La Asl "non solo le ha negato un diritto, ma l'ha fatta soffrire inutilmente, causandole danni fisici e psicologici che per legge si configurano come una vera e propria forma di tortura". Oppelli ha denunciato di esser stata "vittima di un trattamento inumano e degradante da parte delle istituzioni che hanno ignorato le sue sofferenze, costringendola a vivere per anni in una condizione di dolore estremo, aggravata dal rifiuto reiterato e immotivato di Asugi di riconoscerle l'accesso legale alla morte assistita".

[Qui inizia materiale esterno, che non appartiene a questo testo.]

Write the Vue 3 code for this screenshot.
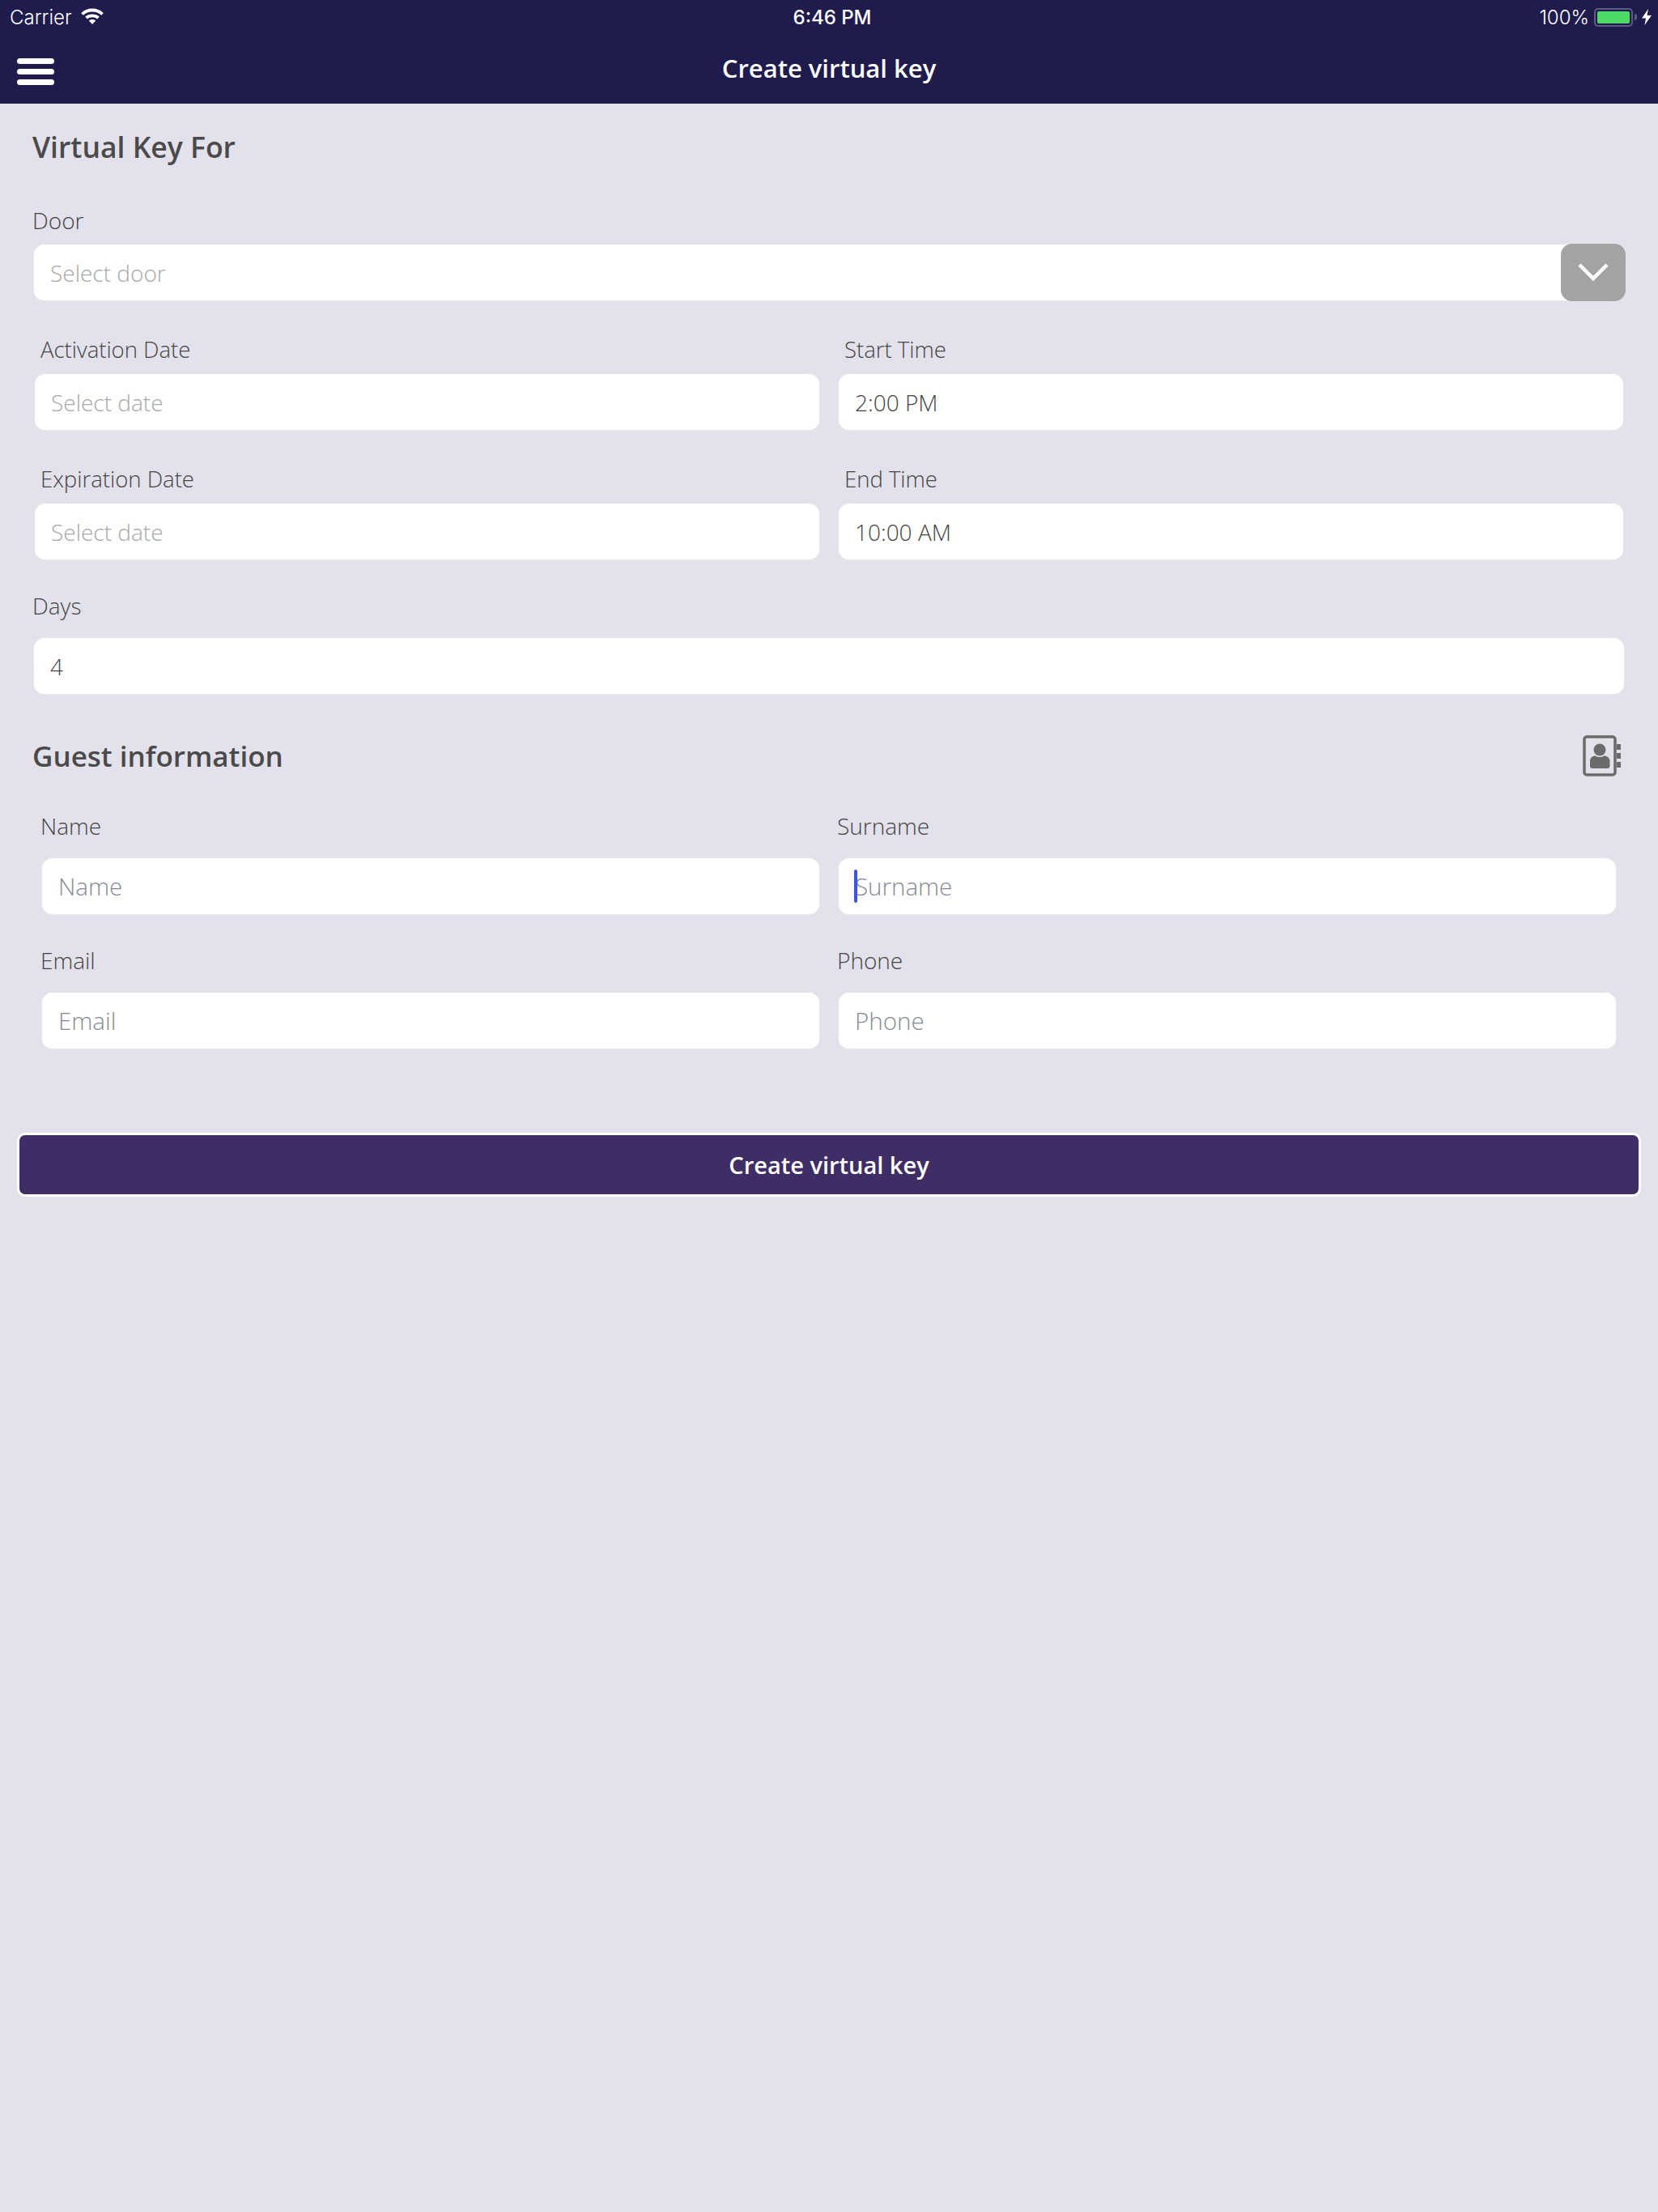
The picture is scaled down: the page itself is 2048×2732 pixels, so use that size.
<script setup>
const dateRows = [
  [
    { label: 'Activation Date', value: 'Select date', empty: true },
    { label: 'Start Time', value: '2:00 PM' },
  ],
  [
    { label: 'Expiration Date', value: 'Select date', empty: true },
    { label: 'End Time', value: '10:00 AM' },
  ],
]
</script>

<template>
  <div class="page">
    <header class="top">
      <div class="status">
        <div class="status-left">
          <span>Carrier</span>
          <svg class="wifi" width="28" height="20" viewBox="0 0 28 20" fill="none" stroke="#fff" stroke-width="3.8">
            <path d="M1.500 7.500C8.500 .8 19.500 .8 26.500 7.500" />
            <path d="M6.500 12C10.500 8.500 17.500 8.500 21.500 12" />
            <path d="M14 20 9.800 15.500C12 13.500 16 13.500 18.200 15.500Z" fill="#fff" stroke="none" />
          </svg>
        </div>
        <span class="clock">6:46 PM</span>
        <div class="status-right">
          <span>100%</span>
          <div class="battery"><div class="charge"></div></div>
          <div class="nub"></div>
          <svg class="bolt" width="12" height="20" viewBox="0 0 12 20"><path d="M8 0 0 11.500H5L3.500 20 12 8H6.500Z" fill="#fff" /></svg>
        </div>
      </div>
      <div class="nav">
        <div class="burger"><i></i><i></i><i></i></div>
        <h1>Create virtual key</h1>
      </div>
    </header>

    <main class="content">
      <h2 class="section first">Virtual Key For</h2>
      <label class="label door-label">Door</label>
      <div class="field door">
        <span class="hint">Select door</span>
        <div class="drop">
          <svg width="38" height="24" viewBox="0 0 38 24" fill="none" stroke="#fff" stroke-width="4.500"><path d="M2 3 19 20 36 3" /></svg>
        </div>
      </div>

      <div v-for="(row, i) in dateRows" :key="i" class="row dates">
        <div v-for="cell in row" :key="cell.label" class="cell">
          <label class="label inset">{{ cell.label }}</label>
          <div class="field"><span :class="cell.empty ? 'hint' : 'value'">{{ cell.value }}</span></div>
        </div>
      </div>

      <label class="label days-label">Days</label>
      <div class="field days"><span class="value">4</span></div>

      <div class="guest-head">
        <h2 class="section">Guest information</h2>
        <svg class="book" width="48" height="52" viewBox="0 0 48 52">
          <rect x="2" y="2" width="38" height="47" rx="3" fill="none" stroke="#6b6b6b" stroke-width="3.500" />
          <path d="M42 11h5v7h-5zM42 22h5v7h-5zM42 33h5v7h-5z" fill="#6b6b6b" />
          <circle cx="21" cy="18" r="7.500" fill="#6b6b6b" />
          <path d="M9 38V32C9 27 13 25.500 16 25.500 18 27.500 24 27.500 26 25.500 29 25.500 33.500 27 33.500 32V38C33.500 40 32 41 31 41H12C10 41 9 40 9 38Z" fill="#6b6b6b" />
        </svg>
      </div>

      <div class="row guest">
        <div class="cell">
          <label class="label">Name</label>
          <div class="field"><span class="ghost">Name</span></div>
        </div>
        <div class="cell shifted">
          <label class="label">Surname</label>
          <div class="field"><span class="ghost caret-wrap"><i class="caret"></i>Surname</span></div>
        </div>
      </div>
      <div class="row guest second">
        <div class="cell">
          <label class="label">Email</label>
          <div class="field"><span class="ghost">Email</span></div>
        </div>
        <div class="cell shifted">
          <label class="label">Phone</label>
          <div class="field"><span class="ghost">Phone</span></div>
        </div>
      </div>

      <button class="submit" type="button">Create virtual key</button>
    </main>
  </div>
</template>

<style scoped>
.page {
  width: 2048px;
  height: 2732px;
  background: #e3e2ec;
  font-family: "Open Sans", "Noto Sans", sans-serif;
  color: #4a4a4a;
  overflow: hidden;
}
.top {
  height: 128px;
  background: #201b4d;
  color: #fff;
}
.status {
  height: 42px;
  display: grid;
  grid-template-columns: 1fr auto 1fr;
  align-items: center;
  padding: 0 8px 0 12px;
  font-family: "Inter", sans-serif;
  font-size: 24px;
  font-weight: 300;
}
.status-left {
  display: flex;
  align-items: center;
  gap: 11px;
}
.wifi { margin-top: -2px; }
.clock {
  font-weight: 500;
  font-size: 24px;
  margin-left: 4px;
}
.status-right {
  display: flex;
  align-items: center;
  justify-content: flex-end;
}
.battery {
  width: 48px;
  height: 23px;
  margin-left: 6px;
  border: 2px solid #5e5a82;
  border-radius: 5px;
  padding: 2px;
  box-sizing: border-box;
}
.charge {
  height: 100%;
  background: #4cd964;
  border-radius: 2px;
}
.nub {
  width: 3px;
  height: 8px;
  margin-left: 2px;
  background: #5e5a82;
  border-radius: 0 3px 3px 0;
}
.bolt { margin-left: 6px; }
.nav {
  position: relative;
  height: 86px;
  display: flex;
  align-items: center;
  justify-content: center;
}
.nav h1 {
  margin: -3px 0 0;
  font-size: 31px;
  font-weight: 600;
  line-height: 44px;
}
.burger {
  position: absolute;
  left: 21px;
  top: 30px;
  width: 46px;
  display: flex;
  flex-direction: column;
  gap: 6px;
}
.burger i {
  display: block;
  height: 7px;
  background: #fff;
  border-radius: 4px;
}
.content {
  padding: 0 40px;
}
.section {
  margin: 0;
  font-size: 35px;
  line-height: 48px;
  font-weight: 600;
  color: #4a4a4a;
}
.section.first { padding-top: 29px; font-size: 35.5px; }
.label {
  display: block;
  font-size: 28px;
  line-height: 38px;
  font-weight: 300;
  color: #444;
}
.door-label { margin-top: 48px; }
.field {
  height: 72px;
  box-sizing: border-box;
  background: #fff;
  border: 1px solid #e6e6e8;
  border-bottom-width: 2px;
  border-radius: 14px;
  display: flex;
  align-items: center;
  padding: 0 20px;
  font-size: 28px;
  font-weight: 300;
}
.door {
  position: relative;
  margin: 10px 0 0;
}
.door, .days { margin-left: 1px; margin-right: 1px; }
.door .hint { font-size: 28px; }
.drop {
  position: absolute;
  right: -2px;
  top: -1px;
  width: 80px;
  height: 71px;
  background: #a3a3a3;
  border-radius: 14px;
  display: flex;
  align-items: center;
  justify-content: center;
}
.drop svg { margin-top: -2px; }
.hint { color: #a8a8a8; font-size: 28px; }
.value { color: #444; }
.ghost { color: #868a94; font-size: 29.500px; }
.row {
  display: grid;
  grid-template-columns: 971px 971px;
  column-gap: 22px;
}
.dates {
  margin: 0 2px;
  padding-top: 40px;
}
.dates .cell .inset {
  padding-left: 8px;
  margin-bottom: 10px;
  font-size: 27.500px;
}
.days-label { margin-top: 36px; }
.days { margin-top: 20px; }
.guest-head {
  margin-top: 50px;
  height: 50px;
  display: flex;
  align-items: center;
  justify-content: space-between;
}
.book { margin-top: -1px; margin-right: 5px; }
.guest {
  margin-left: 11px;
  padding-top: 42px;
  grid-template-columns: 962px 962px;
}
.guest.second { padding-top: 36px; }
.guest .label { margin-bottom: 20px; margin-left: -1px; }
.caret-wrap { position: relative; }
.caret {
  position: absolute;
  left: -1px;
  top: 0;
  width: 4px;
  height: 41px;
  background: #3a53f0;
  border-radius: 2px;
}
.submit {
  display: block;
  width: 2006px;
  height: 79px;
  margin: 102px 0 0 -19px;
  background: #3f2e66;
  border: 3px solid #fff;
  border-radius: 10px;
  color: #fff;
  font-family: inherit;
  font-size: 29px;
  font-weight: 600;
  padding: 0;
}
</style>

Cappato, che ha sostenuto Oppelli nel suo viaggio in Svizzera coprendo le spese, ha fatto sapere di aver "aiuto pubblicamente assumendoci le responsabilità per l'aiuto a lei fornito. Questa volta però, con Claudio Stellari, Matteo D'Angelo e Felicetta Maltese, abbiamo deciso di non recarci dalle forze dell'ordine per autodenunciarci, perché la denuncia c'è già, ed è la denuncia di Martina contro uno Stato che l'ha costretta a subire una vera e propria tortura, contro un Servizio sanitario di Regione Friuli Venezia Giulia che non ha fatto il proprio dovere, in linea con le posizioni politiche del presidente Fedriga in materia", ha aggiunto. "Siamo comunque a disposizione di eventuali indagini per fornire tutte le informazioni sull'aiuto prestato a Martina. Proseguiremo con le azioni di disobbedienza civile e per chiedere la calendarizzazione della legge di iniziativa popolare per l'eutanasia legale", ha concluso.